İblis, ölüm halini yaşayan kimisine anne babası şeklinde görünür. “Gördüm ki hak din İslâm değilmiş. Ölmeden önce şu dine gir!” der. Kişi bu teklifi kabul etmezse babasının suretine girer: “Hak din o değil budur!” gibi telkinlerde bulunur. Ancak Allah Tealâ’nın koruduğu kimseye şeytan ne şekilde gelirse gelsin zarar veremez.
İnsanın eceli geldiği zaman sahip oldukları şöyle taksim edilir: Ruhunu Azrail a.s. alır, malı mirasçılarına kalır, bedeni toprağa kalır, iyilikleri de hakkını çiğnediği kullara dağıtılır.
Vefat eden kimsenin ruhu bedenden ayrılınca nidalar gelmeye başlar. İlk sesleniş şöyle olur: “Ey Ademoğlu, sen mi dünyayı terk ettin, dünya mı seni terk etti?” İnsan ne kadar bağlanırsa bağlansın, dünya onu muhakkak terk edecek. Öyle ise kendi iradesiyle dünyayı terk eden kurtulur. “Ölmeden önce ölmek” sırrı budur.
Dünyayı terk etmek demek, dünyanın nimetlerini terk etmek demek değil; haramlarını, günahlarını terk etmektir. Mevlâna Celaleddin Rumî k.s. hazretleri Mesnevi-i Şerif’te: “Dünyanın parası, kazancı haram değildir. Bunlar nimettir. Haram olan, senin bunlarla meşgul olurken Allah’ı unutmandır.” buyuruyor.
Ölüm halindeki kimseye gelen nidalardan biri de şöyledir: “Ey kul! Sen mi dünyayı topladın, dünya mı seni topladı? Sen mi dünyayı öldürdün, dünya mı seni öldürdü?”
Kişi gasilhaneye götürülüp yıkanmaya başlandığında: “Ey Ademoğlu, nerede o kuvvetli halin, o mağrur bedenin? Seni böyle sessiz sedasız teneşire yatıran sebep nedir?
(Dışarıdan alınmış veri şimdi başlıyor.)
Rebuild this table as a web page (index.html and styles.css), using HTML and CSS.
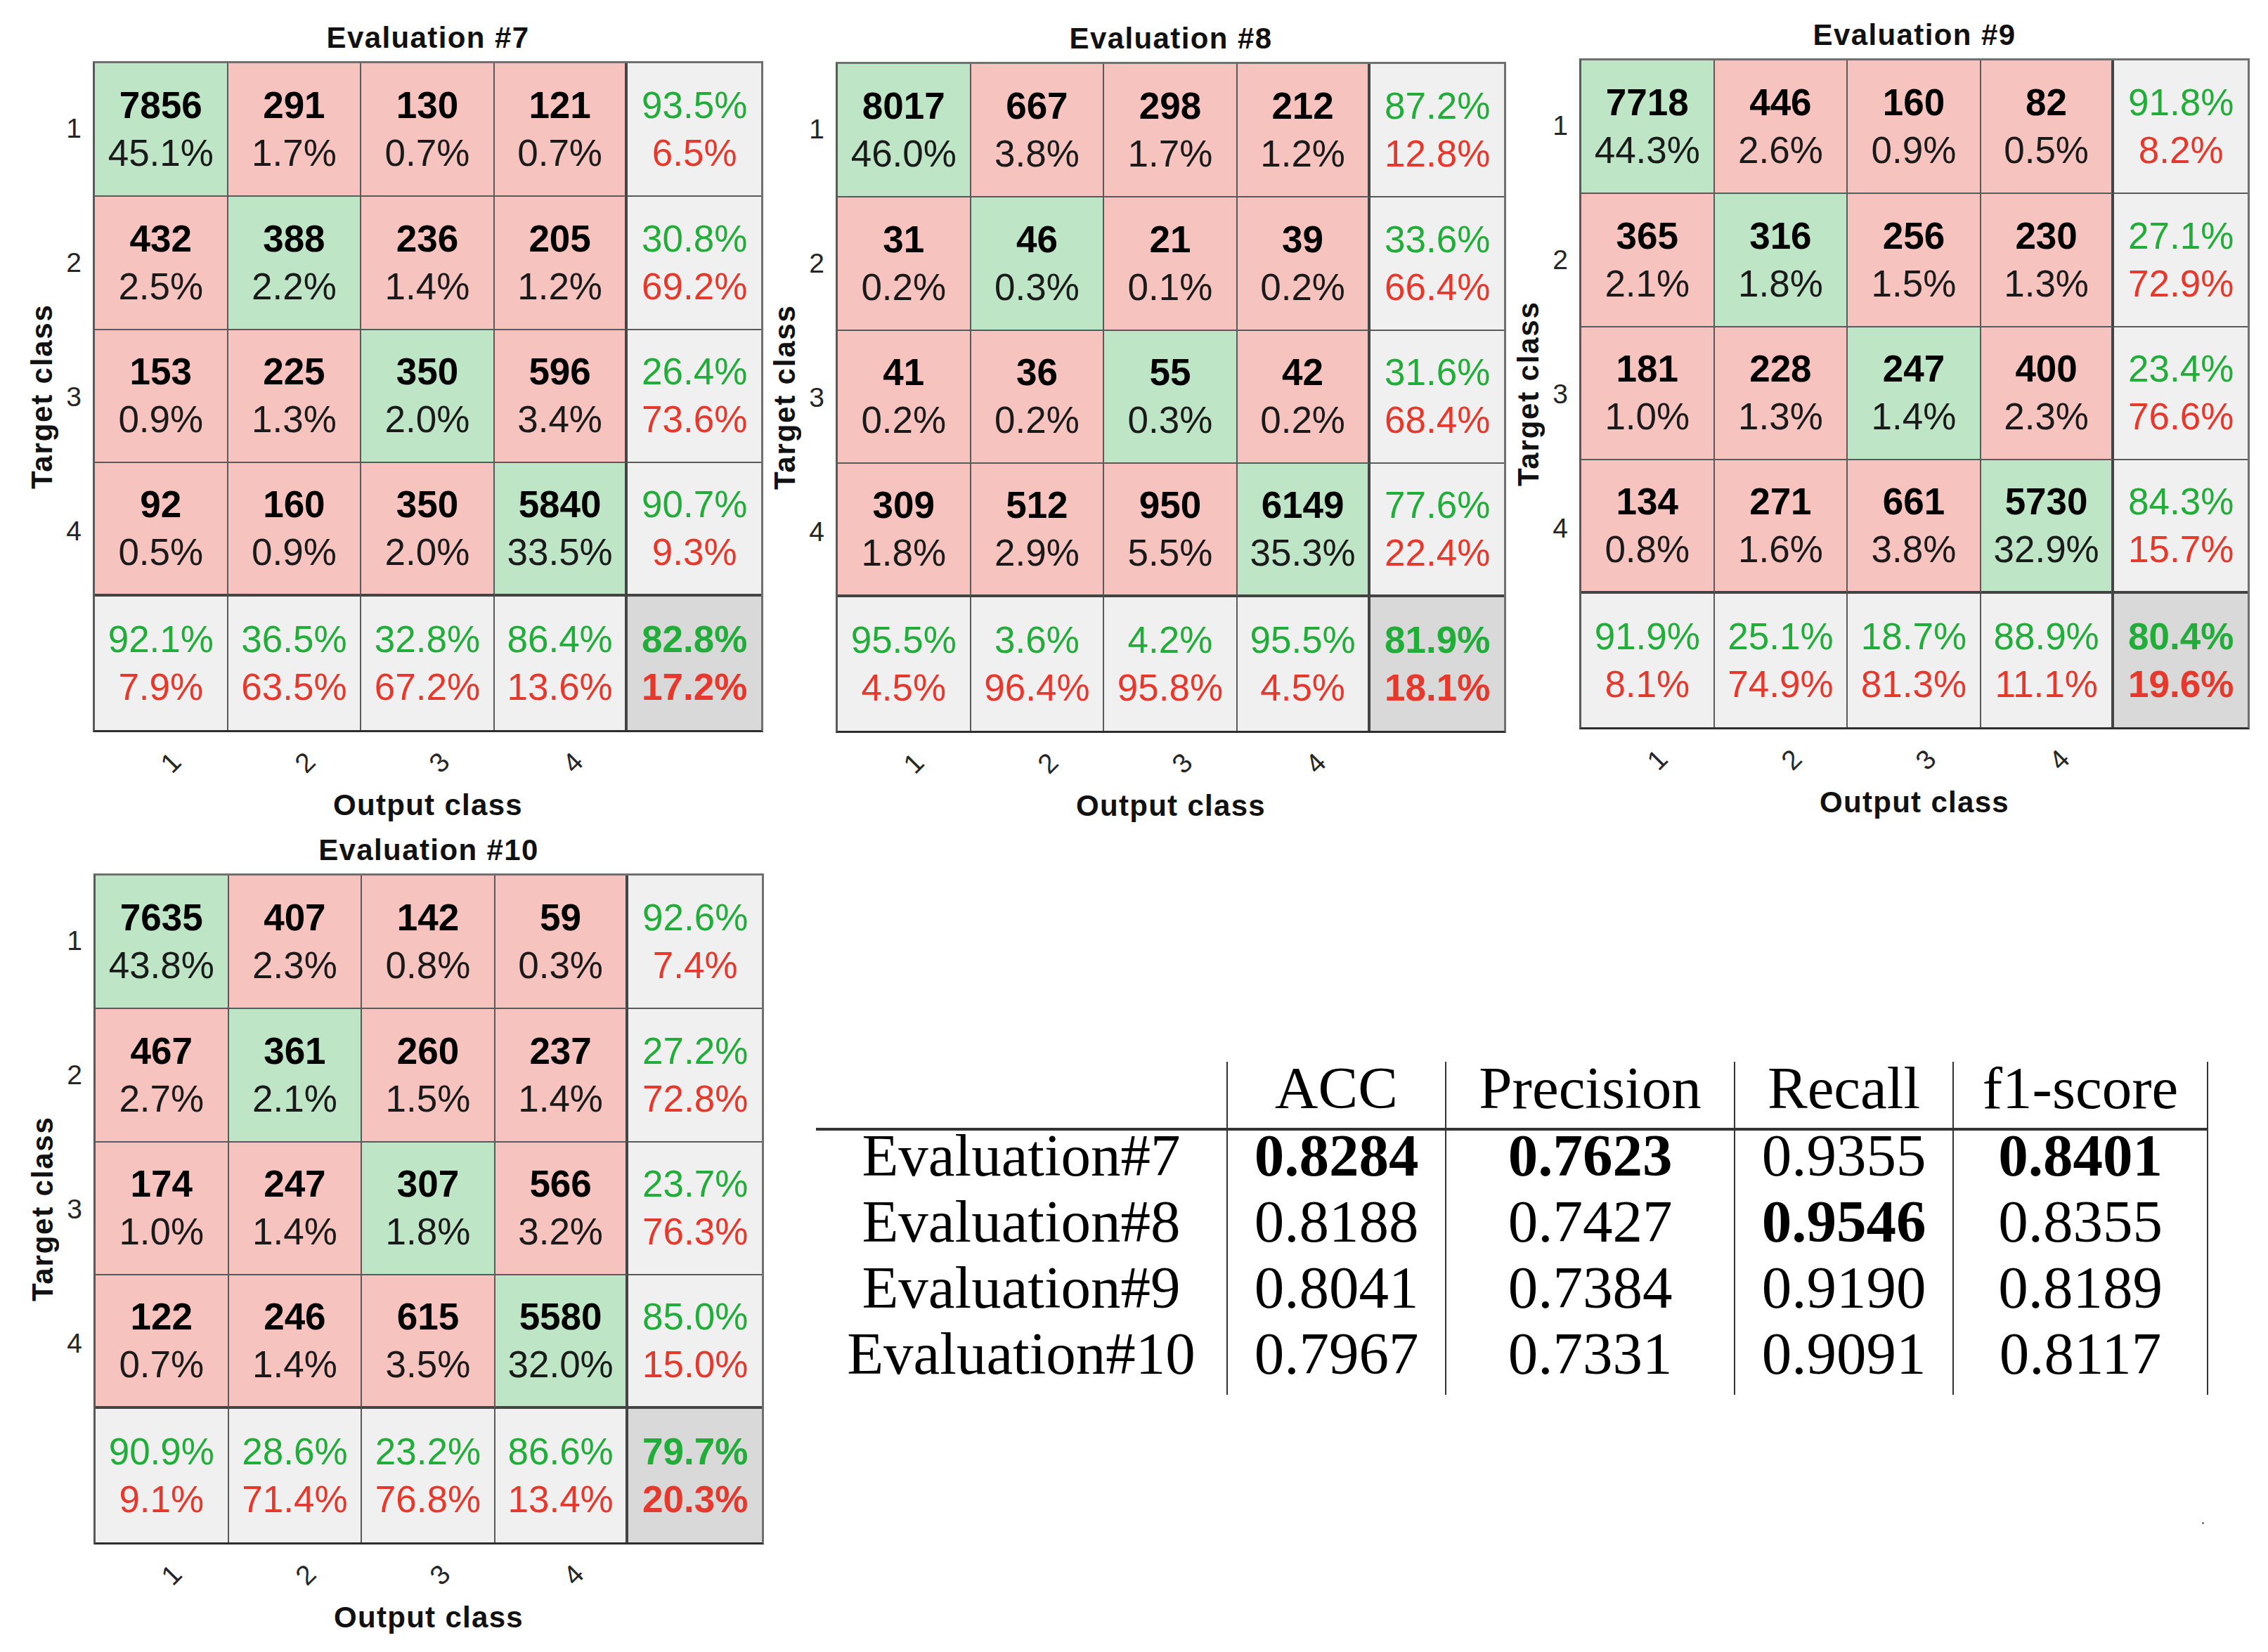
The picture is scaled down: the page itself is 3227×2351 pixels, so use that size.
FILE: index.html
```html
<!DOCTYPE html>
<html>
<head>
<meta charset="utf-8">
<link rel="stylesheet" href="styles.css">
</head>
<body>
<div class="page">
  <div class="toprow">
    <div class="chart c7">
      <div class="title">Evaluation #7</div>
      <div class="body">
        <div class="ylabel">Target class</div>
        <div class="rowlabels"><div>1</div><div>2</div><div>3</div><div>4</div><div></div></div>
        <div class="matrix">
          <div class="cell g"><b>7856</b><span>45.1%</span></div>
          <div class="cell r"><b>291</b><span>1.7%</span></div>
          <div class="cell r"><b>130</b><span>0.7%</span></div>
          <div class="cell r"><b>121</b><span>0.7%</span></div>
          <div class="cell s"><i>93.5%</i><em>6.5%</em></div>
          <div class="cell r"><b>432</b><span>2.5%</span></div>
          <div class="cell g"><b>388</b><span>2.2%</span></div>
          <div class="cell r"><b>236</b><span>1.4%</span></div>
          <div class="cell r"><b>205</b><span>1.2%</span></div>
          <div class="cell s"><i>30.8%</i><em>69.2%</em></div>
          <div class="cell r"><b>153</b><span>0.9%</span></div>
          <div class="cell r"><b>225</b><span>1.3%</span></div>
          <div class="cell g"><b>350</b><span>2.0%</span></div>
          <div class="cell r"><b>596</b><span>3.4%</span></div>
          <div class="cell s"><i>26.4%</i><em>73.6%</em></div>
          <div class="cell r"><b>92</b><span>0.5%</span></div>
          <div class="cell r"><b>160</b><span>0.9%</span></div>
          <div class="cell r"><b>350</b><span>2.0%</span></div>
          <div class="cell g"><b>5840</b><span>33.5%</span></div>
          <div class="cell s"><i>90.7%</i><em>9.3%</em></div>
          <div class="cell s"><i>92.1%</i><em>7.9%</em></div>
          <div class="cell s"><i>36.5%</i><em>63.5%</em></div>
          <div class="cell s"><i>32.8%</i><em>67.2%</em></div>
          <div class="cell s"><i>86.4%</i><em>13.6%</em></div>
          <div class="cell t"><i>82.8%</i><em>17.2%</em></div>
        </div>
      </div>
      <div class="xticks"><span>1</span><span>2</span><span>3</span><span>4</span><span></span></div>
      <div class="xlabel">Output class</div>
    </div>

    <div class="chart c8">
      <div class="title">Evaluation #8</div>
      <div class="body">
        <div class="ylabel">Target class</div>
        <div class="rowlabels"><div>1</div><div>2</div><div>3</div><div>4</div><div></div></div>
        <div class="matrix">
          <div class="cell g"><b>8017</b><span>46.0%</span></div>
          <div class="cell r"><b>667</b><span>3.8%</span></div>
          <div class="cell r"><b>298</b><span>1.7%</span></div>
          <div class="cell r"><b>212</b><span>1.2%</span></div>
          <div class="cell s"><i>87.2%</i><em>12.8%</em></div>
          <div class="cell r"><b>31</b><span>0.2%</span></div>
          <div class="cell g"><b>46</b><span>0.3%</span></div>
          <div class="cell r"><b>21</b><span>0.1%</span></div>
          <div class="cell r"><b>39</b><span>0.2%</span></div>
          <div class="cell s"><i>33.6%</i><em>66.4%</em></div>
          <div class="cell r"><b>41</b><span>0.2%</span></div>
          <div class="cell r"><b>36</b><span>0.2%</span></div>
          <div class="cell g"><b>55</b><span>0.3%</span></div>
          <div class="cell r"><b>42</b><span>0.2%</span></div>
          <div class="cell s"><i>31.6%</i><em>68.4%</em></div>
          <div class="cell r"><b>309</b><span>1.8%</span></div>
          <div class="cell r"><b>512</b><span>2.9%</span></div>
          <div class="cell r"><b>950</b><span>5.5%</span></div>
          <div class="cell g"><b>6149</b><span>35.3%</span></div>
          <div class="cell s"><i>77.6%</i><em>22.4%</em></div>
          <div class="cell s"><i>95.5%</i><em>4.5%</em></div>
          <div class="cell s"><i>3.6%</i><em>96.4%</em></div>
          <div class="cell s"><i>4.2%</i><em>95.8%</em></div>
          <div class="cell s"><i>95.5%</i><em>4.5%</em></div>
          <div class="cell t"><i>81.9%</i><em>18.1%</em></div>
        </div>
      </div>
      <div class="xticks"><span>1</span><span>2</span><span>3</span><span>4</span><span></span></div>
      <div class="xlabel">Output class</div>
    </div>

    <div class="chart c9">
      <div class="title">Evaluation #9</div>
      <div class="body">
        <div class="ylabel">Target class</div>
        <div class="rowlabels"><div>1</div><div>2</div><div>3</div><div>4</div><div></div></div>
        <div class="matrix">
          <div class="cell g"><b>7718</b><span>44.3%</span></div>
          <div class="cell r"><b>446</b><span>2.6%</span></div>
          <div class="cell r"><b>160</b><span>0.9%</span></div>
          <div class="cell r"><b>82</b><span>0.5%</span></div>
          <div class="cell s"><i>91.8%</i><em>8.2%</em></div>
          <div class="cell r"><b>365</b><span>2.1%</span></div>
          <div class="cell g"><b>316</b><span>1.8%</span></div>
          <div class="cell r"><b>256</b><span>1.5%</span></div>
          <div class="cell r"><b>230</b><span>1.3%</span></div>
          <div class="cell s"><i>27.1%</i><em>72.9%</em></div>
          <div class="cell r"><b>181</b><span>1.0%</span></div>
          <div class="cell r"><b>228</b><span>1.3%</span></div>
          <div class="cell g"><b>247</b><span>1.4%</span></div>
          <div class="cell r"><b>400</b><span>2.3%</span></div>
          <div class="cell s"><i>23.4%</i><em>76.6%</em></div>
          <div class="cell r"><b>134</b><span>0.8%</span></div>
          <div class="cell r"><b>271</b><span>1.6%</span></div>
          <div class="cell r"><b>661</b><span>3.8%</span></div>
          <div class="cell g"><b>5730</b><span>32.9%</span></div>
          <div class="cell s"><i>84.3%</i><em>15.7%</em></div>
          <div class="cell s"><i>91.9%</i><em>8.1%</em></div>
          <div class="cell s"><i>25.1%</i><em>74.9%</em></div>
          <div class="cell s"><i>18.7%</i><em>81.3%</em></div>
          <div class="cell s"><i>88.9%</i><em>11.1%</em></div>
          <div class="cell t"><i>80.4%</i><em>19.6%</em></div>
        </div>
      </div>
      <div class="xticks"><span>1</span><span>2</span><span>3</span><span>4</span><span></span></div>
      <div class="xlabel">Output class</div>
    </div>
  </div>

  <div class="bottomrow">
    <div class="chart c10">
      <div class="title">Evaluation #10</div>
      <div class="body">
        <div class="ylabel">Target class</div>
        <div class="rowlabels"><div>1</div><div>2</div><div>3</div><div>4</div><div></div></div>
        <div class="matrix">
          <div class="cell g"><b>7635</b><span>43.8%</span></div>
          <div class="cell r"><b>407</b><span>2.3%</span></div>
          <div class="cell r"><b>142</b><span>0.8%</span></div>
          <div class="cell r"><b>59</b><span>0.3%</span></div>
          <div class="cell s"><i>92.6%</i><em>7.4%</em></div>
          <div class="cell r"><b>467</b><span>2.7%</span></div>
          <div class="cell g"><b>361</b><span>2.1%</span></div>
          <div class="cell r"><b>260</b><span>1.5%</span></div>
          <div class="cell r"><b>237</b><span>1.4%</span></div>
          <div class="cell s"><i>27.2%</i><em>72.8%</em></div>
          <div class="cell r"><b>174</b><span>1.0%</span></div>
          <div class="cell r"><b>247</b><span>1.4%</span></div>
          <div class="cell g"><b>307</b><span>1.8%</span></div>
          <div class="cell r"><b>566</b><span>3.2%</span></div>
          <div class="cell s"><i>23.7%</i><em>76.3%</em></div>
          <div class="cell r"><b>122</b><span>0.7%</span></div>
          <div class="cell r"><b>246</b><span>1.4%</span></div>
          <div class="cell r"><b>615</b><span>3.5%</span></div>
          <div class="cell g"><b>5580</b><span>32.0%</span></div>
          <div class="cell s"><i>85.0%</i><em>15.0%</em></div>
          <div class="cell s"><i>90.9%</i><em>9.1%</em></div>
          <div class="cell s"><i>28.6%</i><em>71.4%</em></div>
          <div class="cell s"><i>23.2%</i><em>76.8%</em></div>
          <div class="cell s"><i>86.6%</i><em>13.4%</em></div>
          <div class="cell t"><i>79.7%</i><em>20.3%</em></div>
        </div>
      </div>
      <div class="xticks"><span>1</span><span>2</span><span>3</span><span>4</span><span></span></div>
      <div class="xlabel">Output class</div>
    </div>

    <table class="results">
      <thead>
        <tr><th></th><th>ACC</th><th>Precision</th><th>Recall</th><th>f1-score</th></tr>
      </thead>
      <tbody>
        <tr><td>Evaluation#7</td><td><strong>0.8284</strong></td><td><strong>0.7623</strong></td><td>0.9355</td><td><strong>0.8401</strong></td></tr>
        <tr><td>Evaluation#8</td><td>0.8188</td><td>0.7427</td><td><strong>0.9546</strong></td><td>0.8355</td></tr>
        <tr><td>Evaluation#9</td><td>0.8041</td><td>0.7384</td><td>0.9190</td><td>0.8189</td></tr>
        <tr><td>Evaluation#10</td><td>0.7967</td><td>0.7331</td><td>0.9091</td><td>0.8117</td></tr>
      </tbody>
    </table>
  </div>
  <div class="speck"></div>
</div>
</body>
</html>
```
FILE: styles.css
```css
html, body {
  margin: 0;
  padding: 0;
  background: #ffffff;
}

.page {
  position: relative;
  width: 3227px;
  height: 2351px;
  overflow: hidden;
  font-family: "Liberation Sans", Arial, sans-serif;
  color: #000;
}

.toprow {
  display: flex;
  align-items: flex-start;
  padding-top: 25px;
  padding-left: 32px;
  gap: 3px;
}

.bottomrow {
  display: flex;
  align-items: flex-start;
  padding-left: 33px;
  margin-top: 13px;
}

.chart {
  display: flex;
  flex-direction: column;
  width: 1054px;
  flex: none;
}

.c7 { margin-top: 4px; }
.c8 { margin-top: 5px; }
.c9 { margin-top: 0; margin-left: 1px; }

.title {
  margin-left: 100px;
  width: 954px;
  height: 50px;
  line-height: 50px;
  margin-bottom: 8px;
  text-align: center;
  font-weight: bold;
  font-size: 42px;
  letter-spacing: 1.4px;
  color: #111;
  white-space: nowrap;
}

.body {
  display: flex;
  align-items: stretch;
}

.ylabel {
  margin-left: 8px;
  width: 40px;
  display: flex;
  align-items: center;
  justify-content: center;
  writing-mode: vertical-rl;
  transform: rotate(180deg);
  font-weight: bold;
  font-size: 42px;
  letter-spacing: 1.8px;
  line-height: 40px;
  color: #111;
  white-space: nowrap;
}

.rowlabels {
  width: 36px;
  margin-right: 16px;
  display: grid;
  grid-template-rows: repeat(5, 1fr);
  font-size: 39px;
  color: #262626;
}

.rowlabels div {
  display: flex;
  align-items: center;
  justify-content: flex-end;
}

.matrix {
  box-sizing: border-box;
  width: 954px;
  height: 955px;
  display: grid;
  grid-template-columns: repeat(5, 1fr);
  grid-template-rows: repeat(5, 1fr);
  border: 3px solid #707070;
  border-bottom-color: #2e2e2e;
  border-left-color: #5a5a5a;
}

.cell {
  box-sizing: border-box;
  display: flex;
  flex-direction: column;
  align-items: center;
  justify-content: center;
  border-right: 2px solid #5a5a5a;
  border-bottom: 2px solid #5a5a5a;
  font-size: 53px;
  line-height: 68px;
  white-space: nowrap;
}

.cell:nth-child(5n+4) { border-right: 4px solid #444; }
.cell:nth-child(5n) { border-right: none; }
.cell:nth-child(n+16):nth-child(-n+20) { border-bottom: 4px solid #444; }
.cell:nth-child(n+21) { border-bottom: none; }

.cell b { font-weight: bold; color: #000; }
.cell span { color: #1a1a1a; }
.cell i { font-style: normal; color: #22ad3b; }
.cell em { font-style: normal; color: #e4392c; }

.g { background: #bde5c6; }
.r { background: #f7c3bf; }
.s { background: #f0f0f0; }
.t { background: #d9d9d9; }
.t i, .t em { font-weight: bold; }

.xticks {
  margin-left: 100px;
  width: 954px;
  height: 79px;
  display: grid;
  grid-template-columns: repeat(5, 1fr);
  font-size: 39px;
  color: #262626;
}

.xticks span {
  display: block;
  text-align: center;
  padding-top: 25px;
  line-height: 40px;
  transform: translateX(12px) rotate(-45deg);
}

.xlabel {
  margin-left: 100px;
  width: 954px;
  height: 50px;
  line-height: 50px;
  text-align: center;
  font-weight: bold;
  font-size: 42px;
  letter-spacing: 1.3px;
  color: #111;
  white-space: nowrap;
}

.results {
  margin-left: 74px;
  margin-top: 326px;
  border-collapse: collapse;
  font-family: "Liberation Serif", "Times New Roman", serif;
  font-size: 85px;
  color: #000;
}

.results th, .results td {
  padding: 0;
  text-align: center;
  font-weight: normal;
  white-space: nowrap;
  border-right: 2px solid #333;
}

.results th:first-child, .results td:first-child { width: 585px; }
.results th:nth-child(2), .results td:nth-child(2) { width: 311px; }
.results th:nth-child(3), .results td:nth-child(3) { width: 411px; }
.results th:nth-child(4), .results td:nth-child(4) { width: 311px; }
.results th:nth-child(5), .results td:nth-child(5) { width: 362px; }

.results th {
  height: 94px;
  box-sizing: border-box;
  padding-bottom: 20px;
  line-height: 74px;
  vertical-align: middle;
  border-bottom: 4px solid #333;
}

.results td {
  height: 94px;
  box-sizing: border-box;
  padding-bottom: 24px;
  line-height: 70px;
  vertical-align: middle;
}

.results strong { font-weight: bold; }

.speck {
  position: absolute;
  left: 3133px;
  top: 2166px;
  width: 3px;
  height: 3px;
  background: #666;
  border-radius: 50%;
}
```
Nerede dostların, yakınların? Seni soydular; üzerini bir örten bile yok!” diye seslenilir.
Kefenle sarılırken: “Ey insan! Azıksız, uzun bir yolculuğa çıkıyorsun. Dönmemek üzere evinden ayrılıyorsun. Daha evvel hiç binmediğin bir bineğe bindirileceksin.” denilir.
Tabuta konulurken: “Ey Ademoğlu! İman sahibi isen, Allah Tealâ’ya ve peygamberlerine iman ettiğin için sana müjdeler olsun! Eğer Allah’a isyan ettiysen sana yazıklar olsun! Sen şimdi hesap vermeye gidiyorsun.” nidaları gelir.
Musalla taşına konulduğunda, başına toplananlar hiçbir fayda vermez. Burada duyduğu nida şöyledir: “Ey Ademoğlu! Dünyada işlediğin amelin karşılığını birazdan göreceksin. Yaptığın iş hayır ise ikram ile, şer ise azap ile karşılaşacaksın.”
Bütün bu badireler ve hitaplar karşısında yüzümüzün ak olması, tamamen dünya hayatını ahirete dönük olarak, her adımda orayı hesap ederek yaşamaya bağlıdır.